▶ **Set exercise**
Will you output all of the data below exactly, omitting the images?

====== Source material ======

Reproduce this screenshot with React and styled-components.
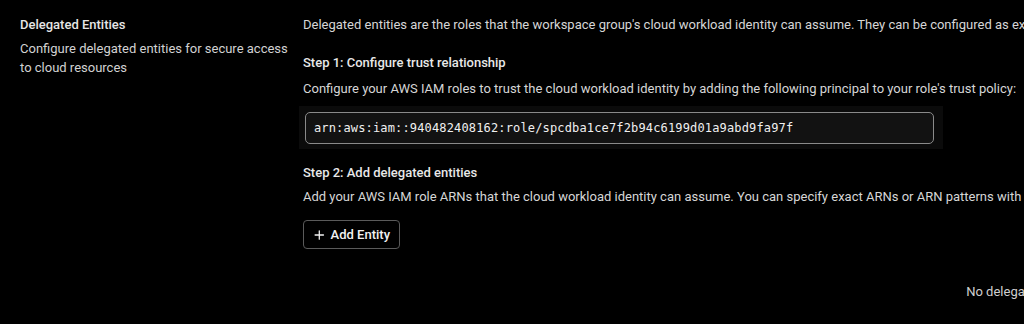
import React from "react"
import styled, { createGlobalStyle } from 'styled-components'

const Global = createGlobalStyle`
  body {
    margin: 0;
    background: #000;
    overflow: hidden;
    font-family: Roboto, "Liberation Sans", sans-serif;
    font-size: 13px;
    color: #d6d6d6;
  }
`;

const Page = styled.div`
  display: flex;
  align-items: flex-start;
  padding: 16px 0 0 20px;
  min-height: 324px;
  box-sizing: border-box;
`;

const Side = styled.div`
  width: 272px;
  flex-shrink: 0;
  margin-right: 11px;
`;

const Title = styled.div`
  font-weight: 500;
  color: #e6e6e6;
  line-height: 18px;
  margin-bottom: 5px;
`;

const SideText = styled.div`
  line-height: 19px;
  color: #d2d2d2;
`;

const Main = styled.div`
  width: 1520px;
  flex-shrink: 0;
  display: flex;
  flex-direction: column;
`;

const Text = styled.div`
  line-height: 18px;
  color: #d6d6d6;
  white-space: nowrap;
  margin-top: ${p => p.$top || 0}px;
`;

const Step = styled.div`
  font-weight: 500;
  color: #e8e8e8;
  line-height: 18px;
  margin-top: ${p => p.$top || 0}px;
`;

const CodeWrap = styled.div`
  width: 629px;
  margin: 8px 0 0 -4px;
  padding: 6px 9px 5px 6px;
  background: #0b0b0b;
`;

const Code = styled.div`
  height: 30px;
  display: flex;
  align-items: center;
  padding: 0 8px;
  border: 1px solid #8a8a8a;
  border-radius: 5px;
  background: #121212;
  font-family: "DejaVu Sans Mono", "Liberation Mono", monospace;
  font-size: 12px;
  color: #f0f0f0;
  letter-spacing: 0.15px;
`;

const Button = styled.button`
  align-self: flex-start;
  margin-top: 14px;
  height: 29px;
  width: 97px;
  display: flex;
  align-items: center;
  gap: 5px;
  padding: 0 9px;
  background: #000;
  border: 1px solid #5a5a5a;
  border-radius: 4px;
  color: #f2f2f2;
  font-family: Roboto, "Liberation Sans", sans-serif;
  font-size: 13px;
  font-weight: 500;
  white-space: nowrap;
`;

const Empty = styled.div`
  margin-top: 34px;
  padding-right: 6px;
  text-align: center;
  line-height: 18px;
  color: #cfcfcf;
`;

export default function App() {
  return (
    <>
      <Global />
      <Page>
        <Side>
          <Title>Delegated Entities</Title>
          <SideText>Configure delegated entities for secure access to cloud resources</SideText>
        </Side>
        <Main>
          <Text>Delegated entities are the roles that the workspace group's cloud workload identity can assume. They can be configured as exact ARNs or as ARN patterns with wildcards.</Text>
          <Step $top={20}>Step 1: Configure trust relationship</Step>
          <Text $top={8}>Configure your AWS IAM roles to trust the cloud workload identity by adding the following principal to your role's trust policy:</Text>
          <CodeWrap>
            <Code>arn:aws:iam::940482408162:role/spcdba1ce7f2b94c6199d01a9abd9fa97f</Code>
          </CodeWrap>
          <Step $top={15}>Step 2: Add delegated entities</Step>
          <Text $top={6}>Add your AWS IAM role ARNs that the cloud workload identity can assume. You can specify exact ARNs or ARN patterns with wildcards.</Text>
          <Button>
            <svg width="14" height="14" viewBox="0 0 24 24" fill="none" stroke="currentColor" strokeWidth="2.4" strokeLinecap="round">
              <path d="M12 4v16M4 12h16" />
            </svg>
            Add Entity
          </Button>
          <Empty>No delegated entities configured</Empty>
        </Main>
      </Page>
    </>
  )
}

======

▶ **Completed exercise**
Reproduce this screenshot with React and styled-components.
import React from "react"
import styled, { createGlobalStyle } from 'styled-components'

const Global = createGlobalStyle`
  body {
    margin: 0;
    background: #000;
    overflow: hidden;
    font-family: Roboto, "Liberation Sans", sans-serif;
    font-size: 13px;
    color: #d6d6d6;
  }
`;

const Page = styled.div`
  display: flex;
  align-items: flex-start;
  padding: 16px 0 0 20px;
  min-height: 324px;
  box-sizing: border-box;
`;

const Side = styled.div`
  width: 272px;
  flex-shrink: 0;
  margin-right: 11px;
`;

const Title = styled.div`
  font-weight: 500;
  color: #e6e6e6;
  line-height: 18px;
  margin-bottom: 5px;
`;

const SideText = styled.div`
  line-height: 19px;
  color: #d2d2d2;
`;

const Main = styled.div`
  width: 1520px;
  flex-shrink: 0;
  display: flex;
  flex-direction: column;
`;

const Text = styled.div`
  line-height: 18px;
  color: #d6d6d6;
  white-space: nowrap;
  margin-top: ${p => p.$top || 0}px;
`;

const Step = styled.div`
  font-weight: 500;
  color: #e8e8e8;
  line-height: 18px;
  margin-top: ${p => p.$top || 0}px;
`;

const CodeWrap = styled.div`
  width: 629px;
  margin: 8px 0 0 -4px;
  padding: 6px 9px 5px 6px;
  background: #0b0b0b;
`;

const Code = styled.div`
  height: 30px;
  display: flex;
  align-items: center;
  padding: 0 8px;
  border: 1px solid #8a8a8a;
  border-radius: 5px;
  background: #121212;
  font-family: "DejaVu Sans Mono", "Liberation Mono", monospace;
  font-size: 12px;
  color: #f0f0f0;
  letter-spacing: 0.15px;
`;

const Button = styled.button`
  align-self: flex-start;
  margin-top: 14px;
  height: 29px;
  width: 97px;
  display: flex;
  align-items: center;
  gap: 5px;
  padding: 0 9px;
  background: #000;
  border: 1px solid #5a5a5a;
  border-radius: 4px;
  color: #f2f2f2;
  font-family: Roboto, "Liberation Sans", sans-serif;
  font-size: 13px;
  font-weight: 500;
  white-space: nowrap;
`;

const Empty = styled.div`
  margin-top: 34px;
  padding-right: 6px;
  text-align: center;
  line-height: 18px;
  color: #cfcfcf;
`;

export default function App() {
  return (
    <>
      <Global />
      <Page>
        <Side>
          <Title>Delegated Entities</Title>
          <SideText>Configure delegated entities for secure access to cloud resources</SideText>
        </Side>
        <Main>
          <Text>Delegated entities are the roles that the workspace group's cloud workload identity can assume. They can be configured as exact ARNs or as ARN patterns with wildcards.</Text>
          <Step $top={20}>Step 1: Configure trust relationship</Step>
          <Text $top={8}>Configure your AWS IAM roles to trust the cloud workload identity by adding the following principal to your role's trust policy:</Text>
          <CodeWrap>
            <Code>arn:aws:iam::940482408162:role/spcdba1ce7f2b94c6199d01a9abd9fa97f</Code>
          </CodeWrap>
          <Step $top={15}>Step 2: Add delegated entities</Step>
          <Text $top={6}>Add your AWS IAM role ARNs that the cloud workload identity can assume. You can specify exact ARNs or ARN patterns with wildcards.</Text>
          <Button>
            <svg width="14" height="14" viewBox="0 0 24 24" fill="none" stroke="currentColor" strokeWidth="2.4" strokeLinecap="round">
              <path d="M12 4v16M4 12h16" />
            </svg>
            Add Entity
          </Button>
          <Empty>No delegated entities configured</Empty>
        </Main>
      </Page>
    </>
  )
}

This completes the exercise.